● EXERCISE:
Gather from the listing below each line that includes the word "picture", and copy it.

Pages as source code

+ + + +

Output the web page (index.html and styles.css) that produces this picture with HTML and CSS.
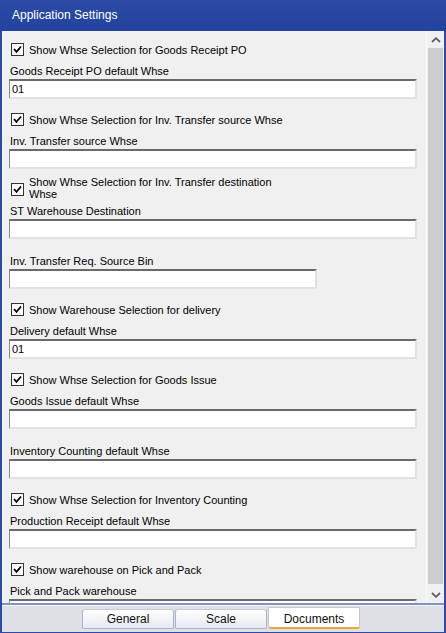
FILE: index.html
```html
<!DOCTYPE html>
<html>
<head>
<meta charset="utf-8">
<link rel="stylesheet" href="styles.css">
</head>
<body>
<div class="window">
  <div class="titlebar">Application Settings</div>
  <div class="main">
    <div class="content">
      <div class="check"><span class="box"><svg viewBox="0 0 9 9" width="9" height="9"><path d="M1 4 L3.5 6.8 L8 1.5" fill="none" stroke="#000" stroke-width="1.8"/></svg></span><span class="ctext">Show Whse Selection for Goods Receipt PO</span></div>
      <div class="label">Goods Receipt PO default Whse</div>
      <div class="input">01</div>

      <div class="check"><span class="box"><svg viewBox="0 0 9 9" width="9" height="9"><path d="M1 4 L3.5 6.8 L8 1.5" fill="none" stroke="#000" stroke-width="1.8"/></svg></span><span class="ctext">Show Whse Selection for Inv. Transfer source Whse</span></div>
      <div class="label">Inv. Transfer source Whse</div>
      <div class="input"></div>

      <div class="check tall"><span class="box"><svg viewBox="0 0 9 9" width="9" height="9"><path d="M1 4 L3.5 6.8 L8 1.5" fill="none" stroke="#000" stroke-width="1.8"/></svg></span><span class="ctext wrap">Show Whse Selection for Inv. Transfer destination Whse</span></div>
      <div class="label">ST Warehouse Destination</div>
      <div class="input"></div>

      <div class="label">Inv. Transfer Req. Source Bin</div>
      <div class="input short"></div>

      <div class="check"><span class="box"><svg viewBox="0 0 9 9" width="9" height="9"><path d="M1 4 L3.5 6.8 L8 1.5" fill="none" stroke="#000" stroke-width="1.8"/></svg></span><span class="ctext">Show Warehouse Selection for delivery</span></div>
      <div class="label">Delivery default Whse</div>
      <div class="input">01</div>

      <div class="check"><span class="box"><svg viewBox="0 0 9 9" width="9" height="9"><path d="M1 4 L3.5 6.8 L8 1.5" fill="none" stroke="#000" stroke-width="1.8"/></svg></span><span class="ctext">Show Whse Selection for Goods Issue</span></div>
      <div class="label">Goods Issue default Whse</div>
      <div class="input"></div>

      <div class="label">Inventory Counting default Whse</div>
      <div class="input"></div>

      <div class="check"><span class="box"><svg viewBox="0 0 9 9" width="9" height="9"><path d="M1 4 L3.5 6.8 L8 1.5" fill="none" stroke="#000" stroke-width="1.8"/></svg></span><span class="ctext">Show Whse Selection for Inventory Counting</span></div>
      <div class="label">Production Receipt default Whse</div>
      <div class="input"></div>

      <div class="check"><span class="box"><svg viewBox="0 0 9 9" width="9" height="9"><path d="M1 4 L3.5 6.8 L8 1.5" fill="none" stroke="#000" stroke-width="1.8"/></svg></span><span class="ctext">Show warehouse on Pick and Pack</span></div>
      <div class="label">Pick and Pack warehouse</div>
      <div class="input"></div>
    </div>
    <div class="scrollbar">
      <div class="arrow"><svg viewBox="0 0 10 6" width="10" height="6"><path d="M1 5 L5 1.2 L9 5" fill="none" stroke="#606060" stroke-width="1.8"/></svg></div>
      <div class="track"><div class="thumb"></div></div>
      <div class="arrow"><svg viewBox="0 0 10 6" width="10" height="6"><path d="M1 1 L5 4.8 L9 1" fill="none" stroke="#606060" stroke-width="1.8"/></svg></div>
    </div>
  </div>
  <div class="tabbar">
    <div class="tab">General</div>
    <div class="tab">Scale</div>
    <div class="tab active">Documents</div>
  </div>
</div>
</body>
</html>
```

FILE: styles.css
```css
html, body {
  margin: 0;
  padding: 0;
}
body {
  width: 446px;
  height: 633px;
  overflow: hidden;
  font-family: "Liberation Sans", Arial, sans-serif;
  font-size: 11px;
  color: #000;
}
.window {
  width: 446px;
  height: 633px;
  box-sizing: border-box;
  border-left: 2px solid #2b4aa3;
  border-right: 2px solid #2b4aa3;
  border-bottom: 1px solid #2b4aa3;
  display: flex;
  flex-direction: column;
  background: #f0f0f0;
}
.titlebar {
  height: 31px;
  flex: none;
  margin: 0 -2px;
  background: linear-gradient(#2a4aa6, #2343a0);
  color: #fff;
  font-size: 12px;
  line-height: 31px;
  padding-left: 12px;
}
.main {
  height: 572px;
  flex: none;
  display: flex;
  border-bottom: 2px solid #7e95c4;
}
.content {
  flex: 1;
  overflow: hidden;
  padding: 7px 0 0 7px;
  border-right: 1px solid #fafafa;
}
.check {
  height: 20px;
  box-sizing: border-box;
  padding-top: 3px;
  display: flex;
  align-items: center;
  overflow: hidden;
  padding-left: 2px;
}
.check.tall {
  height: 22px;
  margin-bottom: -2px;
  padding-top: 0;
  align-items: flex-end;
}
.check.tall .box {
  align-self: center;
}
.box {
  width: 11px;
  height: 11px;
  flex: none;
  border: 1px solid #333;
  background: #fff;
  display: flex;
  align-items: center;
  justify-content: center;
  margin-right: 5px;
}
.ctext {
  white-space: nowrap;
}
.ctext.wrap {
  white-space: normal;
  width: 252px;
  flex: none;
  line-height: 12px;
}
.label {
  height: 21px;
  line-height: 26px;
  padding-left: 1px;
}
.input {
  width: 408px;
  height: 20px;
  box-sizing: border-box;
  background: #fff;
  border-top: 2px solid #6a6a6a;
  border-left: 1px solid #8a8a8a;
  border-right: 2px solid #e2e2e2;
  border-bottom: 2px solid #e2e2e2;
  line-height: 16px;
  padding-left: 2px;
  margin-bottom: 9px;
}
.input.short {
  width: 308px;
}
.scrollbar {
  width: 17px;
  flex: none;
  display: flex;
  flex-direction: column;
  background: #f0f0f0;
}
.arrow {
  height: 17px;
  flex: none;
  display: flex;
  align-items: center;
  justify-content: center;
}
.track {
  flex: 1;
  padding: 0 1px;
  display: flex;
  flex-direction: column;
}
.thumb {
  flex: 1;
  background: #cdcdcd;
  margin: 0 0 2px;
}
.tabbar {
  flex: 1;
  background: #dfdfe6;
  border-top: 1px solid #f4f4f8;
  display: flex;
  padding-left: 80px;
  gap: 1px;
  align-items: flex-start;
  padding-top: 3px;
}
.tab {
  width: 92px;
  height: 20px;
  box-sizing: border-box;
  border: 1px solid #a9b4c8;
  border-top-color: #c4cbd8;
  border-radius: 3px 3px 2px 2px;
  background: linear-gradient(#ffffff, #e4e9f2);
  text-align: center;
  line-height: 19px;
  font-size: 12px;
  color: #111;
}
.tab.active {
  height: 22px;
  background: #fff;
  border: 1px solid #c9c9c9;
  border-bottom: 2px solid #e8a63a;
  border-radius: 0 0 3px 3px;
  margin-top: -2px;
  line-height: 22px;
}
```
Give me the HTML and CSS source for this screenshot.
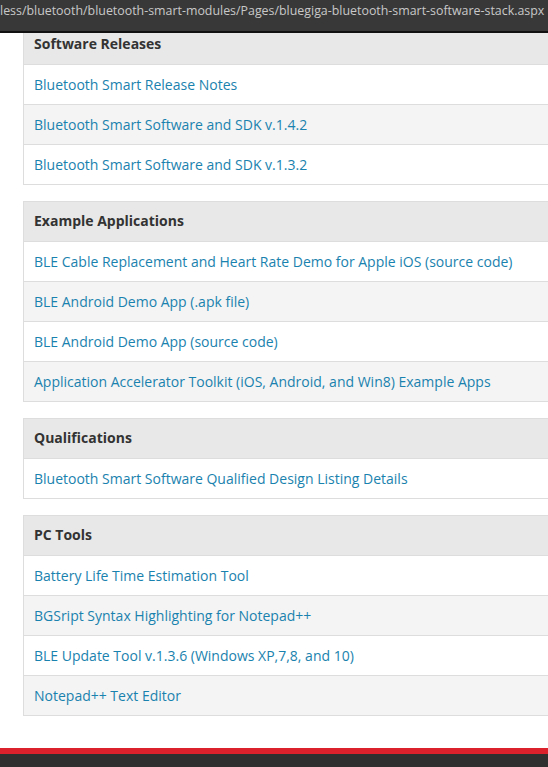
FILE: index.html
```html
<!DOCTYPE html>
<html>
<head>
<meta charset="utf-8">
<link rel="stylesheet" href="styles.css">
</head>
<body>
<div class="urlbar">less/bluetooth/bluetooth-smart-modules/Pages/bluegiga-bluetooth-smart-software-stack.aspx</div>
<main class="content">
  <section class="panel">
    <div class="panel-head">Software Releases</div>
    <a class="row" href="#">Bluetooth Smart Release Notes</a>
    <a class="row" href="#">Bluetooth Smart Software and SDK v.1.4.2</a>
    <a class="row" href="#">Bluetooth Smart Software and SDK v.1.3.2</a>
  </section>
  <section class="panel">
    <div class="panel-head">Example Applications</div>
    <a class="row" href="#">BLE Cable Replacement and Heart Rate Demo for Apple iOS (source code)</a>
    <a class="row" href="#">BLE Android Demo App (.apk file)</a>
    <a class="row" href="#">BLE Android Demo App (source code)</a>
    <a class="row" href="#">Application Accelerator Toolkit (iOS, Android, and Win8) Example Apps</a>
  </section>
  <section class="panel">
    <div class="panel-head">Qualifications</div>
    <a class="row" href="#">Bluetooth Smart Software Qualified Design Listing Details</a>
  </section>
  <section class="panel">
    <div class="panel-head">PC Tools</div>
    <a class="row" href="#">Battery Life Time Estimation Tool</a>
    <a class="row" href="#">BGSript Syntax Highlighting for Notepad++</a>
    <a class="row" href="#">BLE Update Tool v.1.3.6 (Windows XP,7,8, and 10)</a>
    <a class="row" href="#">Notepad++ Text Editor</a>
  </section>
</main>
<footer class="footer"></footer>
</body>
</html>
```
FILE: styles.css
```css
html, body {
  margin: 0;
  padding: 0;
  background: #fff;
  overflow: hidden;
}
body {
  font-family: "Open Sans", "Noto Sans", sans-serif;
  font-size: 14px;
  width: 548px;
  height: 767px;
  position: relative;
}
.urlbar {
  position: absolute;
  top: 0;
  left: 0;
  right: 0;
  height: 31px;
  background: #383838;
  border-bottom: 2px solid #111;
  color: #c8c8c8;
  font-size: 12.4px;
  line-height: 21px;
  white-space: nowrap;
  overflow: hidden;
  z-index: 2;
}
.content {
  padding: 24px 0 0 23px;
  display: flex;
  flex-direction: column;
  gap: 16px;
}
.panel {
  width: 560px;
  border: 1px solid #dddddd;
  display: flex;
  flex-direction: column;
}
.panel-head {
  height: 39px;
  line-height: 37px;
  padding: 0 10px;
  background: #e8e8e8;
  color: #333;
  font-weight: 700;
}
.row {
  display: block;
  height: 39px;
  line-height: 39px;
  padding: 0 10px;
  border-top: 1px solid #dddddd;
  color: #1a82ae;
  text-decoration: none;
  white-space: nowrap;
  background: #fff;
}
.row:nth-child(odd) {
  background: #f4f4f4;
}
.footer {
  position: absolute;
  left: 0;
  right: 0;
  top: 748px;
  height: 19px;
  border-top: 6px solid #db212b;
  background: #2f2f2f;
  box-sizing: border-box;
}
```
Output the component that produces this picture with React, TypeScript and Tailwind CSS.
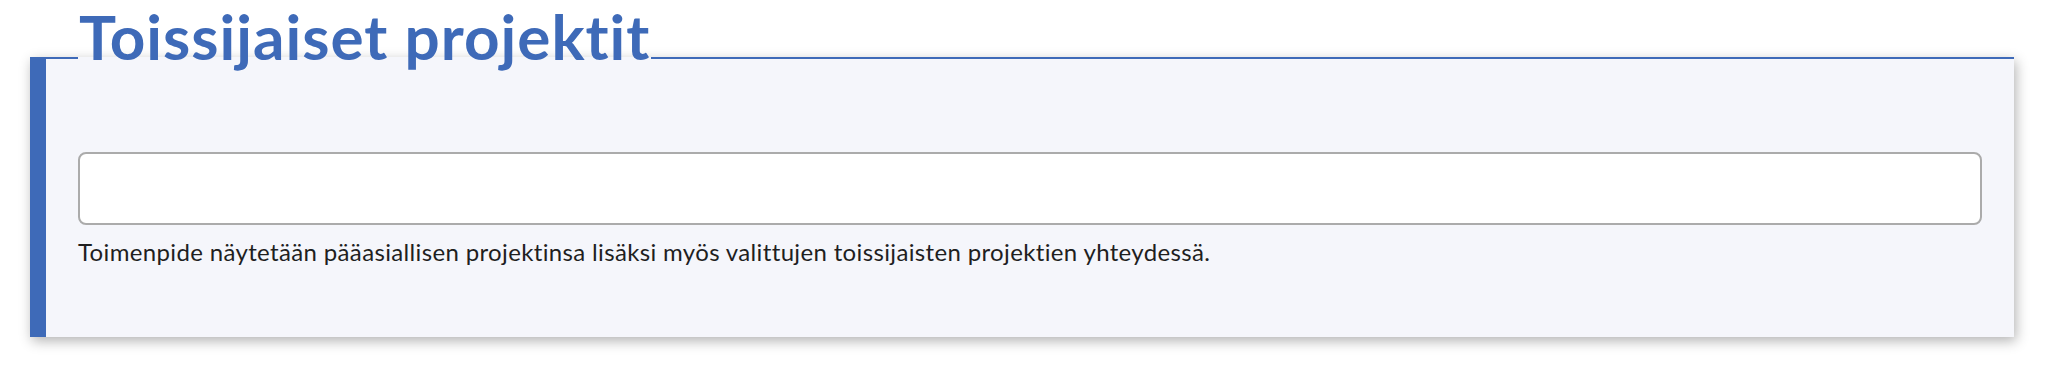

+ + + +

● OUTPUT FOR THIS EXERCISE:
Output the web page (index.html and styles.css) that produces this picture with HTML and CSS.
Output the component that produces this picture with React, TypeScript and Tailwind CSS.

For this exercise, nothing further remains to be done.